Now let me explain why
I believe you find yourself in your present predicament. For several years,
you've been trying to raise your heart to God by using your mind, your
imagination and your memory to meditate on the scriptures. This enabled you
to come to know Christ more deeply so prayer became progressively easier. At
the same time you found both spiritual and secular poetry moved you deeply,
and prayers, hymns and some of the psalms filled you with a spiritual
satisfaction that you'd not experienced before. Digesting and assimilating
them gradually led you on and into what has been traditionally called
'acquired contemplation' when all you wanted to do was to set aside all
previous forms of prayer to be still before and simply gaze upon God.
Then after several
months of this intoxicating prayer everything suddenly changed overnight
leaving you in a strange and unintelligible world that was not of your
choosing, or at least that's how it felt.
However this strange
new world is actually of your choosing. You see you have been choosing to
raise your heart to God and you've been doing it for long enough for God to
take you seriously. All he has done is to accept what you have been offering
and he has drawn your heart, or your will, towards himself as powerfully as
you allow him. The result of this is that you feel an ever-deepening
yearning for God whilst at the same time feel unable to pray as you did
before.
The reason for this is
because in accepting your gift God has begun drawing your will towards
himself in such a way that it can no longer function as it did before. All
you experience is a strange and vague sense of longing that pursues you
inside and outside of prayer that you cannot explain to yourself or anyone
else for that matter.
Simultaneously you
will find that you have lost control over the inner faculties that helped
you to pray so well before. Instead of helping you to pray they now hinder
you by generating more distractions than ever before that pick and paw at
your mind from the inside.
You may run away if
you choose, but you cannot return to the prayer that helped you so much in
the past, nor to the fervour that enabled you to revel in the religious
rites and ceremonies that now regularly leave you flat. So it's 'make your
mind up time', and it's the most important 'make your mind up time' in the
whole of your spiritual life. St John of the Cross said that ninety percent
give up prayer at this point - because they don't understand what's
happening and there doesn't seem to be anyone else who does. What is needed
now is a good spiritual director who knows by personal experience how to
guide you foreword, but it seems that there are precious few of them about.

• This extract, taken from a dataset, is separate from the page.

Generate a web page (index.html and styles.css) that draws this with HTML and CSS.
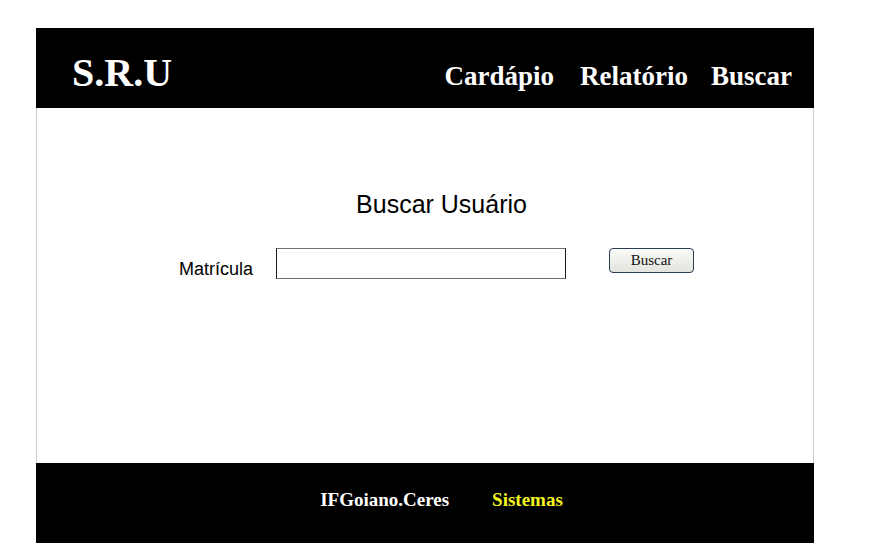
FILE: index.html
```html
<!DOCTYPE html>
<html lang="pt-BR">
<head>
<meta charset="utf-8">
<title>S.R.U - Buscar Usuário</title>
<link rel="stylesheet" href="styles.css">
</head>
<body>
<div class="page">
  <header class="topbar">
    <div class="logo">S.R.U</div>
    <nav class="menu">
      <a class="menu-link menu-cardapio" href="#">Cardápio</a>
      <a class="menu-link menu-relatorio" href="#">Relatório</a>
      <a class="menu-link" href="#">Buscar</a>
    </nav>
  </header>
  <main class="content">
    <h1 class="title">Buscar Usuário</h1>
    <form class="search-form">
      <label class="field-label" for="matricula">Matrícula</label>
      <input class="field-input" id="matricula" type="text">
      <button class="field-button" type="button">Buscar</button>
    </form>
  </main>
  <footer class="bottombar">
    <span class="foot-org">IFGoiano.Ceres</span>
    <span class="foot-sys">Sistemas</span>
  </footer>
</div>
</body>
</html>
```

FILE: styles.css
```css
html, body {
  margin: 0;
  padding: 0;
  background: #ffffff;
}

.page {
  width: 778px;
  margin: 28px 0 0 36px;
}

.topbar {
  height: 80px;
  background: #000000;
  display: flex;
  align-items: flex-start;
  justify-content: space-between;
  padding: 0 22px 0 36px;
  box-sizing: border-box;
  font-family: "Liberation Serif", "Times New Roman", serif;
  font-weight: bold;
  color: #ffffff;
}

.logo {
  font-size: 40px;
  line-height: 40px;
  margin-top: 25px;
  letter-spacing: 0;
}

.menu {
  display: flex;
  margin-top: 35px;
}

.menu-link {
  color: #ffffff;
  text-decoration: none;
  font-size: 27px;
  line-height: 27px;
}

.menu-cardapio {
  margin-right: 26px;
}

.menu-relatorio {
  margin-right: 23px;
}

.content {
  height: 355px;
  box-sizing: border-box;
  border-left: 1px solid #cccccc;
  border-right: 1px solid #cccccc;
  padding: 82px 0 0 33px;
  font-family: "Liberation Sans", Arial, sans-serif;
  color: #000000;
}

.title {
  margin: 0;
  font-size: 25px;
  font-weight: normal;
  line-height: 29px;
  text-align: center;
}

.search-form {
  display: flex;
  align-items: flex-start;
  margin: 29px 0 0 109px;
}

.field-label {
  font-size: 18px;
  line-height: 21px;
  margin-top: 11px;
  margin-right: 23px;
}

.field-input {
  width: 290px;
  height: 31px;
  box-sizing: border-box;
  margin: 0 43px 0 0;
  padding: 0 4px;
  border: 1px solid #1a1a1a;
  border-top-color: #707070;
  border-bottom-color: #707070;
  border-radius: 0;
  background: #ffffff;
}

.field-button {
  width: 85px;
  height: 25px;
  box-sizing: border-box;
  margin: 0;
  padding: 0;
  border: 1px solid #2c3d58;
  border-radius: 4px;
  background: linear-gradient(#fafaf8, #e4e4de);
  font-family: "Liberation Serif", "Times New Roman", serif;
  font-size: 15px;
  line-height: 21px;
  color: #111111;
}

.bottombar {
  height: 80px;
  background: #000000;
  display: flex;
  justify-content: center;
  align-items: flex-start;
  gap: 43px;
  padding: 26px 0 0 33px;
  box-sizing: border-box;
  font-family: "Liberation Serif", "Times New Roman", serif;
  font-weight: bold;
  font-size: 19px;
  line-height: 22px;
}

.foot-org {
  color: #ffffff;
}

.foot-sys {
  color: #f5f51e;
}
```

There are many who are able to help beginners, mainly because they are
beginners themselves, but most of them have little idea of how to help
people, who are led into the contemplative way.
They assume that their
inability to pray is due to some sort of spiritual or psychological blockage
and make wrong recommendations accordingly, and can do considerable harm to
the unwary. If you simply cannot find help follow the instructions given in
"The Mystic" and in the latter part of "Inner Life". In
the meantime, if you want to get some idea of how the experience of God's
love begins to make his presence felt to the person, who has persevered in
giving without receiving, read the extract from "The
Prophet" and
"Receiving
from God".
In the
"Dark Night" God purifies a person by presence and absence by
light and darkness, in his way and in his time, for in the "Night"
we become ever more passive and he becomes more active. The Transforming
union that we desire above all else is primarily his work not ours.